Objective ▸
Keep only the lines of the data below that contain "screenshot", and copy them.

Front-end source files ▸

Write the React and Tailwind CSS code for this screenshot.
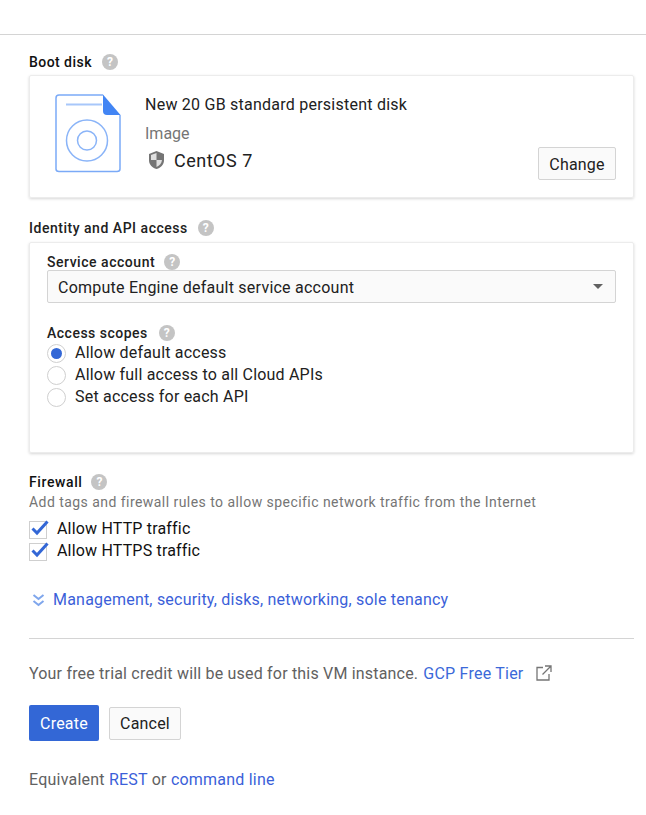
import React from 'react';

const HelpIcon = ({ className = '' }) => (
  <span className={`inline-flex items-center justify-center w-4 h-4 rounded-full bg-[#c4c4c4] text-white text-[12px] font-bold leading-none tracking-normal ${className}`}>?</span>
);

const Radio = ({ checked, label }) => (
  <div className="flex items-center h-[22px]">
    <span className="w-[19px] h-[19px] rounded-full border border-[#cfcfcf] bg-white flex items-center justify-center">
      {checked && <span className="w-[11px] h-[11px] rounded-full bg-[#3367d6]"></span>}
    </span>
    <span className="ml-[9px] text-[16px] tracking-[0.2px] text-[#212121]">{label}</span>
  </div>
);

const Check = ({ label }) => (
  <div className="flex items-center h-[22px]">
    <span className="relative w-[18px] h-[18px] border border-[#cfcfcf] bg-white mt-px">
      <svg className="absolute -top-[3px] left-0" width="20" height="18" viewBox="0 0 20 18">
        <path d="M2.5 9.5 L7 14 L17.5 2.5" fill="none" stroke="#3367d6" strokeWidth="3" />
      </svg>
    </span>
    <span className="ml-[10px] text-[16px] tracking-[0.18px] text-[#111]">{label}</span>
  </div>
);

export default function App() {
  return (
    <div className="w-[646px] h-[815px] bg-white font-['Roboto',sans-serif] overflow-hidden">
      <div className="h-[35px] border-b border-[#d4d4d4]"></div>

      <div className="pl-[29px]">
        <div className="w-[605px]">
          <div className="flex items-center h-[20px] mt-[17px] text-[14px] font-medium tracking-[0.45px] text-[#111]">
            Boot disk <HelpIcon className="ml-[10px]" />
          </div>
          <div className="mt-[3px] h-[123px] rounded-[2px] border border-[#ececec] shadow-[0_1px_3px_rgba(0,0,0,0.16)] flex relative">
            <div className="ml-[25px] mt-[18px]">
              <svg width="68" height="79" viewBox="0 0 68 79">
                <path d="M48 1 H4 Q1 1 1 4 V75 Q1 77.5 4 77.5 H62 Q65 77.5 65 75 V21" fill="none" stroke="#7baaf7" strokeWidth="1.5" />
                <path d="M48 0.5 L65.5 21 H52 Q48 21 48 17 Z" fill="#4285f4" />
                <path d="M11 10.5 H47" stroke="#a8c7fa" strokeWidth="2" />
                <circle cx="32" cy="46.5" r="20.5" fill="none" stroke="#8ab4f8" strokeWidth="1.5" />
                <circle cx="32" cy="46.5" r="9.5" fill="none" stroke="#8ab4f8" strokeWidth="1.5" />
              </svg>
            </div>
            <div className="ml-[22px] flex flex-col">
              <div className="mt-[19px] h-[20px] leading-[20px] text-[16px] tracking-[0.24px] text-[#212121]">New 20 GB standard persistent disk</div>
              <div className="mt-[9px] h-[20px] leading-[20px] text-[16px] text-[#757575]">Image</div>
              <div className="mt-[4px] flex items-center h-[24px]">
                <svg className="ml-[3px]" width="17" height="20" viewBox="0 0 17 20">
                  <path d="M8.5 1 L16 4 V10 C16 14.5 13 17.8 8.5 19 C4 17.8 1 14.5 1 10 V4 Z" fill="#757575" />
                  <path d="M8.5 3 V10 H14 C13.7 13.3 11.6 15.8 8.5 17 V10 H3 V5 Z" fill="#e0e0e0" />
                </svg>
                <span className="ml-[9px] text-[18px] tracking-[0.5px] text-[#212121]">CentOS 7</span>
              </div>
            </div>
            <button className="absolute right-[17px] top-[71px] w-[78px] h-[33px] pt-[2px] rounded-[2px] border border-[#d4d4d4] bg-[#fafafa] text-[16px] tracking-[0.2px] text-[#212121]">Change</button>
          </div>

          <div className="flex items-center h-[20px] mt-[20px] text-[14px] font-medium tracking-[0.52px] text-[#212121]">
            Identity and API access <HelpIcon className="ml-[10px]" />
          </div>
          <div className="mt-[4px] h-[211px] rounded-[2px] border border-[#ececec] shadow-[0_1px_3px_rgba(0,0,0,0.16)] px-[17px]">
            <div className="flex items-center h-[18px] mt-[9px] pt-[2px] text-[14px] font-medium tracking-[0.53px] text-[#212121]">
              Service account <HelpIcon className="ml-[9px]" />
            </div>
            <div className="flex items-center justify-between h-[33px] rounded-[2px] border border-[#d4d4d4] bg-[#fafafa] pl-[10px] pr-[12px] text-[16px] tracking-[0.24px] text-[#212121]">
              <span className="mt-[2px]">Compute Engine default service account</span>
              <span className="w-0 h-0 border-x-[5px] border-x-transparent border-t-[5px] border-t-[#616161]"></span>
            </div>
            <div className="flex items-center h-[20px] mt-[20px] -mb-px text-[14px] font-medium tracking-[0.5px] text-[#212121]">
              Access scopes <HelpIcon className="ml-[11px]" />
            </div>
            <div>
              <Radio checked label="Allow default access" />
              <Radio label="Allow full access to all Cloud APIs" />
              <Radio label="Set access for each API" />
            </div>
          </div>

          <div className="flex items-center h-[20px] mt-[19px] text-[14px] font-medium tracking-[0.6px] text-[#111]">
            Firewall <HelpIcon className="ml-[9px]" />
          </div>
          <div className="h-[20px] leading-[20px] text-[14px] tracking-[0.45px] text-[#757575]">Add tags and firewall rules to allow specific network traffic from the Internet</div>
          <div className="mt-[6px]">
            <Check label="Allow HTTP traffic" />
            <Check label="Allow HTTPS traffic" />
          </div>

          <div className="flex items-center h-[20px] mt-[28px] text-[16px] tracking-[0.21px] text-[#3b5fd9]">
            <svg className="ml-[3px]" width="13" height="14" viewBox="0 0 13 14">
              <path d="M1.5 2 L6.5 6 L11.5 2 M1.5 8 L6.5 12 L11.5 8" fill="none" stroke="#7fa6ec" strokeWidth="2" />
            </svg>
            <span className="ml-[8px]">Management, security, disks, networking, sole tenancy</span>
          </div>

          <div className="mt-[28px] border-t border-[#d4d4d4]"></div>

          <div className="flex items-center h-[20px] mt-[25px] text-[16px] tracking-[0.19px] text-[#616161]">
            Your free trial credit will be used for this VM instance.
            <span className="ml-[5px] text-[#3b69d9] tracking-[0.23px]">GCP Free Tier</span>
            <svg className="ml-[12px] -mt-[3px]" width="16" height="16" viewBox="0 0 16 16">
              <path d="M7 2.5 H1 V15 H13 V9 M9 1 H15 V7 M15 1 L6.5 9.5" fill="none" stroke="#757575" strokeWidth="1.3" />
            </svg>
          </div>

          <div className="flex items-center mt-[21px]">
            <button className="w-[70px] h-[36px] pt-px rounded-[2px] bg-[#3367d6] text-white text-[16px] tracking-[0.2px]">Create</button>
            <button className="ml-[10px] w-[72px] h-[33px] pt-[2px] rounded-[2px] border border-[#d4d4d4] bg-[#fafafa] text-[16px] tracking-[0.2px] text-[#212121]">Cancel</button>
          </div>

          <div className="h-[20px] leading-[20px] mt-[29px] text-[16px] tracking-[0.22px] text-[#616161]">
            Equivalent <span className="text-[#3b5fd9]">REST</span> or <span className="text-[#3b5fd9]">command line</span>
          </div>
        </div>
      </div>
    </div>
  );
}
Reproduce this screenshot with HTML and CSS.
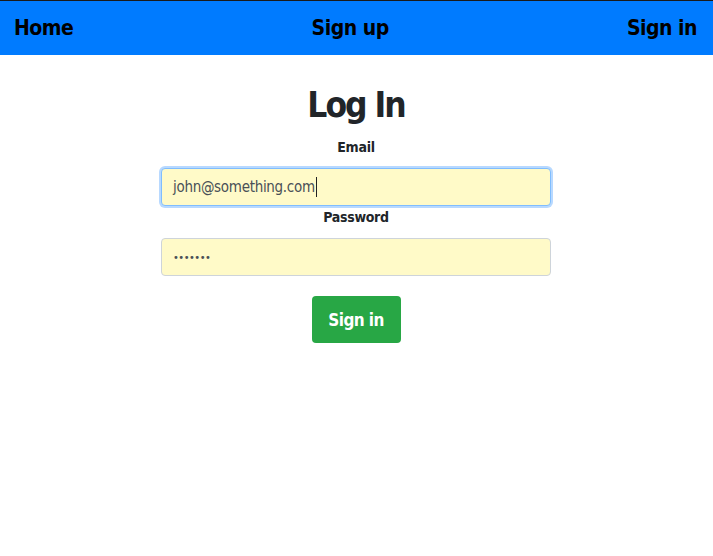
FILE: index.html
```html
<!DOCTYPE html>
<html>
<head>
<meta charset="utf-8">
<link rel="stylesheet" href="styles.css">
</head>
<body>
<nav class="navbar">
  <a class="nav-link" href="#">Home</a>
  <a class="nav-link" href="#">Sign up</a>
  <a class="nav-link" href="#">Sign in</a>
</nav>
<main class="login">
  <h1 class="title">Log In</h1>
  <form class="form">
    <label class="label label-email" for="email">Email</label>
    <div class="input input-focus" id="email"><span>john@something.com</span><span class="caret"></span></div>
    <label class="label label-pw" for="pw">Password</label>
    <div class="input input-pw" id="pw"><span class="dots">•••••••</span></div>
    <button type="button" class="btn">Sign in</button>
  </form>
</main>
</body>
</html>
```
FILE: styles.css
```css
* { box-sizing: border-box; }
body {
  margin: 0;
  font-family: "DejaVu Sans Condensed", "DejaVu Sans", sans-serif;
  font-stretch: condensed;
  color: #212529;
  background: #fff;
}
.navbar {
  display: flex;
  justify-content: space-between;
  align-items: center;
  height: 55px;
  border-top: 1px solid #1a1a1a;
  background: #007bff;
  padding: 0 16px 0 14px;
}
.nav-link {
  color: #000;
  text-decoration: none;
  font-weight: bold;
  font-size: 21px;
  letter-spacing: -0.5px;
}
.login {
  display: flex;
  flex-direction: column;
  align-items: center;
  padding-right: 1px;
}
.title {
  margin: 28px 0 0;
  font-size: 35px;
  font-weight: bold;
  letter-spacing: -2px;
  line-height: 44px;
}
.form {
  display: flex;
  flex-direction: column;
  align-items: center;
  width: 390px;
}
.label {
  font-weight: bold;
  font-size: 14px;
  line-height: 20px;
  letter-spacing: -0.3px;
}
.label-email { margin-top: 10px; }
.label-pw { margin-top: 1px; }
.input {
  width: 390px;
  height: 38px;
  margin-top: 11px;
  display: flex;
  align-items: center;
  padding: 0 11px;
  background: #fffac8;
  border: 1px solid #ced4da;
  border-radius: 4px;
  font-size: 15px;
  color: #495057;
  letter-spacing: -0.3px;
}
.input-focus {
  border-color: #80bdff;
  box-shadow: 0 0 0 2px #b8d9ff;
}
.caret {
  display: inline-block;
  width: 1px;
  height: 20px;
  background: #222;
  margin-left: 1px;
}
.dots {
  font-size: 11px;
  letter-spacing: -0.5px;
}
.btn {
  margin-top: 20px;
  width: 89px;
  height: 47px;
  background: #28a745;
  border: none;
  border-radius: 4px;
  color: #fff;
  font-family: inherit;
  font-stretch: condensed;
  font-weight: bold;
  font-size: 17px;
  letter-spacing: -0.6px;
}
```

Task answer ▸
Write the React and Tailwind CSS code for this screenshot.
Reproduce this screenshot with HTML and CSS.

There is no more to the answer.